Fantasy stories can only go as far as their setting lets them. (Image: HBO Entertainment)

It’s a great time to be alive for fantasy TV fans. Whether you’re into dragon-laced quests, adventures full of monsters and villains, ancient powers resurfacing after centuries, or you just think elves and dwarves are neat, odds are there are plenty of fantasy series and movies that will scratch your itch.

Not all fantasies are created equal, however, which also applies to fantasy worlds. If you’ve been keeping up with the massive amount of popular fantasy content audiences have been inundated with in recent years, you know some fantasy characters have it a little tougher than others.

If I were in their shoes, I’m not sure if I could pull off a grand, heroic adventure while wearing plot armor to keep me alive until the final season.
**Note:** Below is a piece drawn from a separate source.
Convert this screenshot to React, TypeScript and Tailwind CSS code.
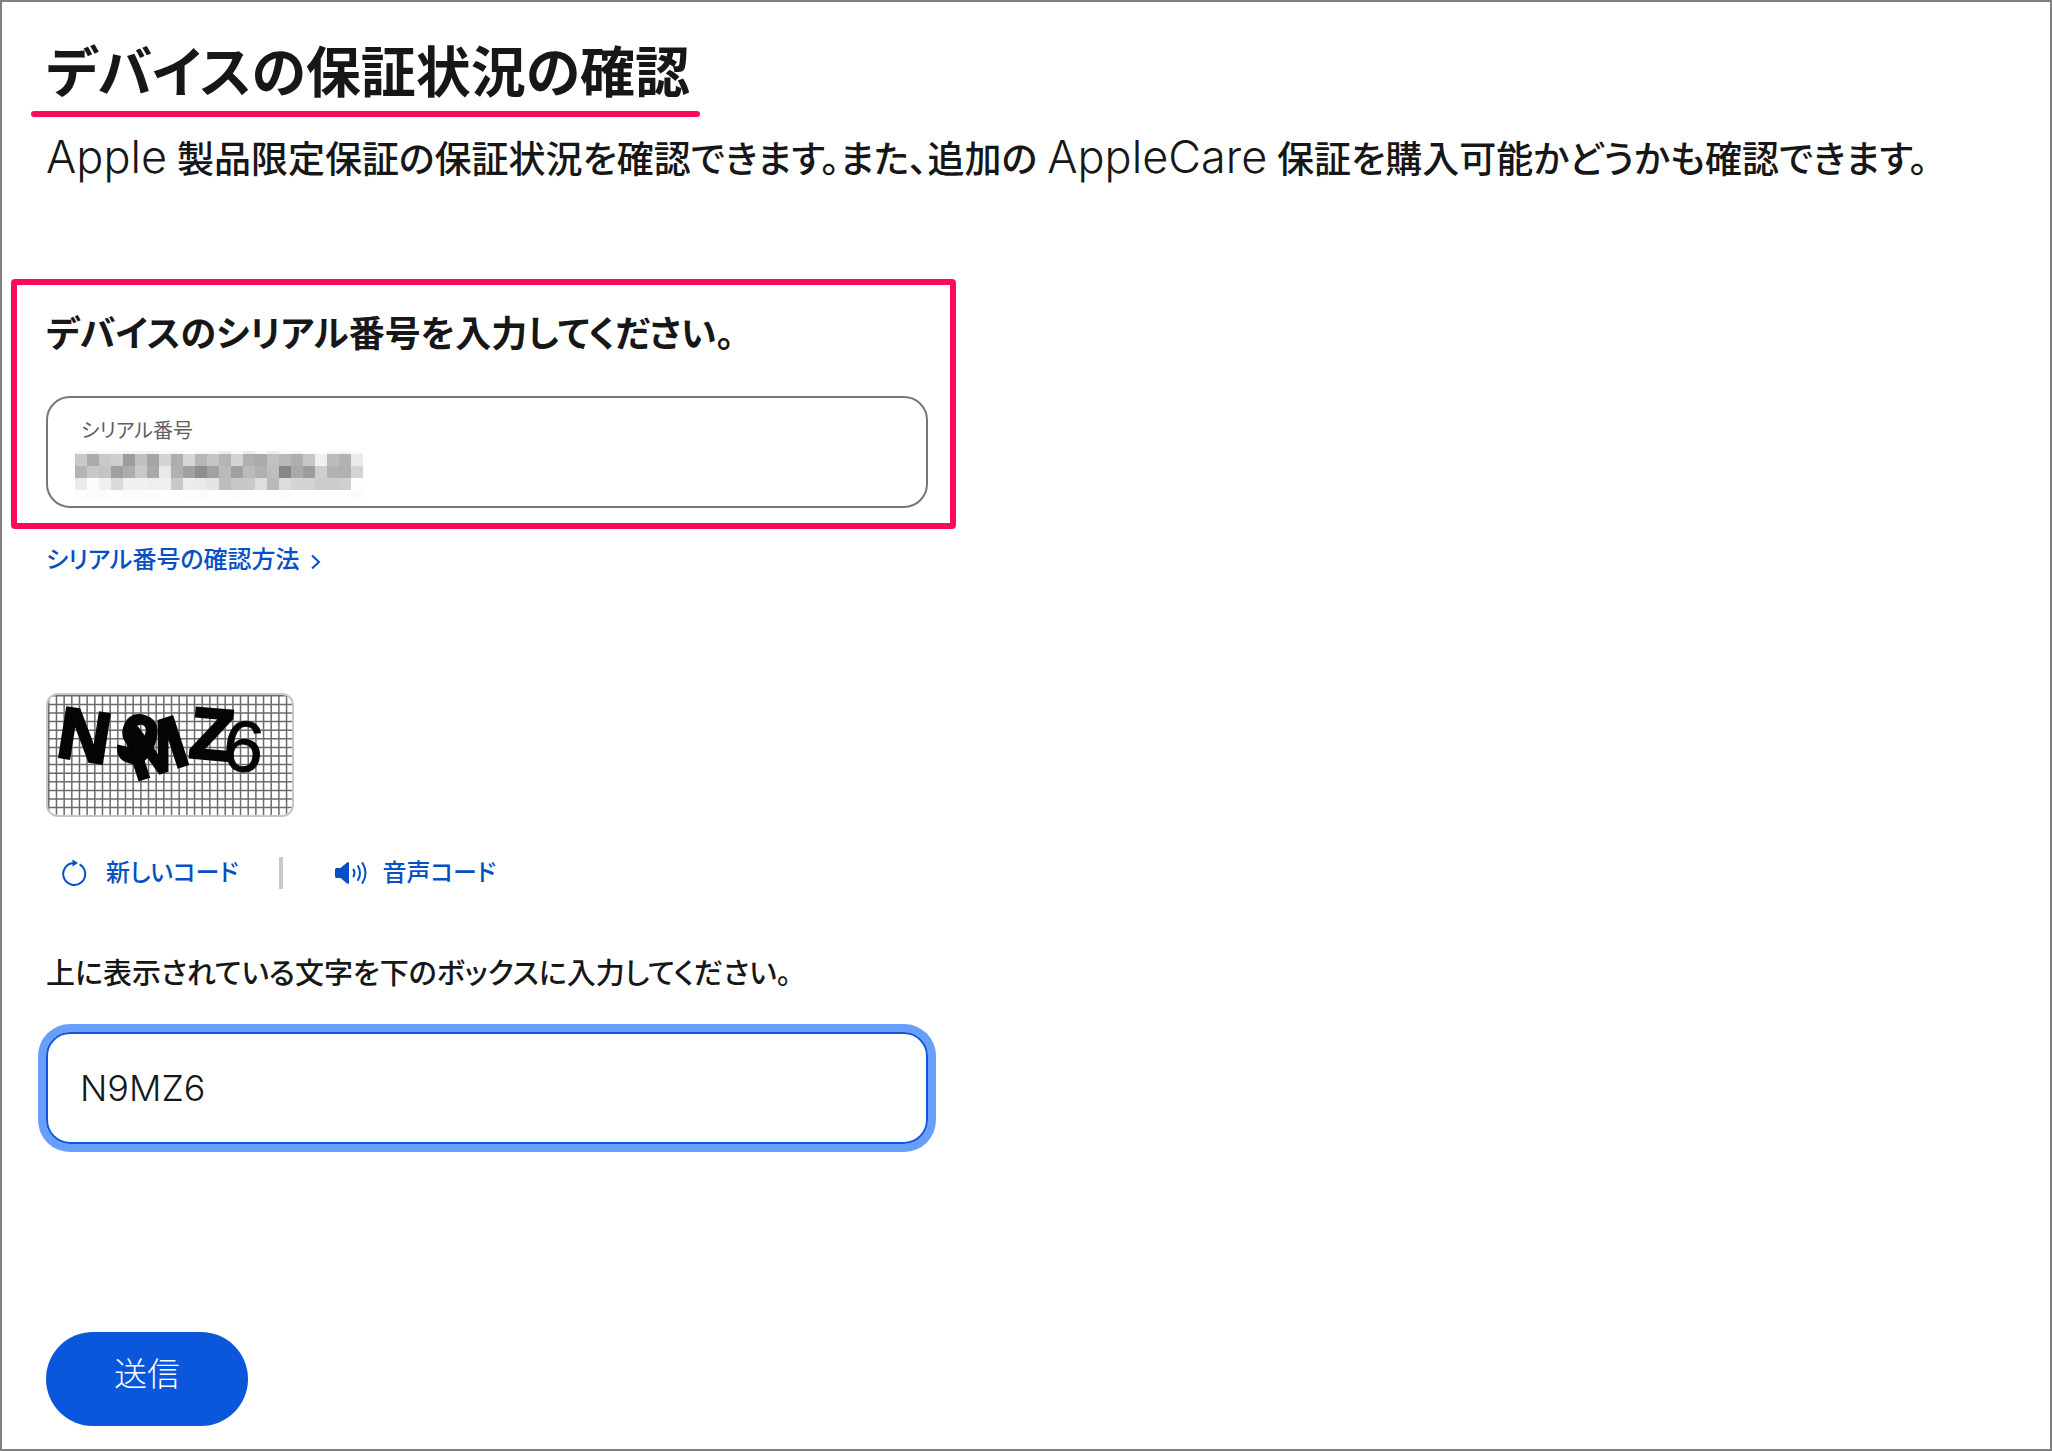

Some places are more forgiving than others, but some are downright merciless. Let’s see how long I think I would survive in these fantasy settings.

Middle Earth — The Lord of the Rings Trilogy, ‘The Rings of Power,’ The Hobbit Trilogy

A group of people walking barefoot in a forest in this image from Amazon Studios.
Don’t let their size fool you: the harfoots know how to live. (Image: Amazon Studios)

If you know what an elf or a dwarf is, you have “The Lord of the Rings” to thank. The original LOTR trilogy does a stellar job showcasing the dangers of Middle Earth, as does the Hobbit trilogy and the Amazon Prime Video series “The Lord of the Rings: The Rings of Power.”

Fans of Middle Earth and the stories it contains know the world is as diverse as our own. No two civilizations are exactly alike, and humanity shares a world with elves, dwarves, orcs, and more. For our purposes, I’ll assume I would live in a way that best fits my personality, lifestyle, and personal needs.

So I’d probably be a hobbit.

I like to eat, and I think everyone should have two breakfasts. I like to attend extravagant but not stuffy social gatherings. I know my way around a longleaf, I can whip up a hearty stew, and when my wizard friend shows up in town, you best believe I’m lighting all his fireworks and ignoring any and all warning labels.

Can I swing a sword? Well, yes, but not as well as my larger friends can. Do I end up involved in potentially harrowing situations in which I’m in over my head? Oh, hell yes. Do I inexplicably escape the aforementioned harrowing situations remarkably unscathed? More often than I would care to admit.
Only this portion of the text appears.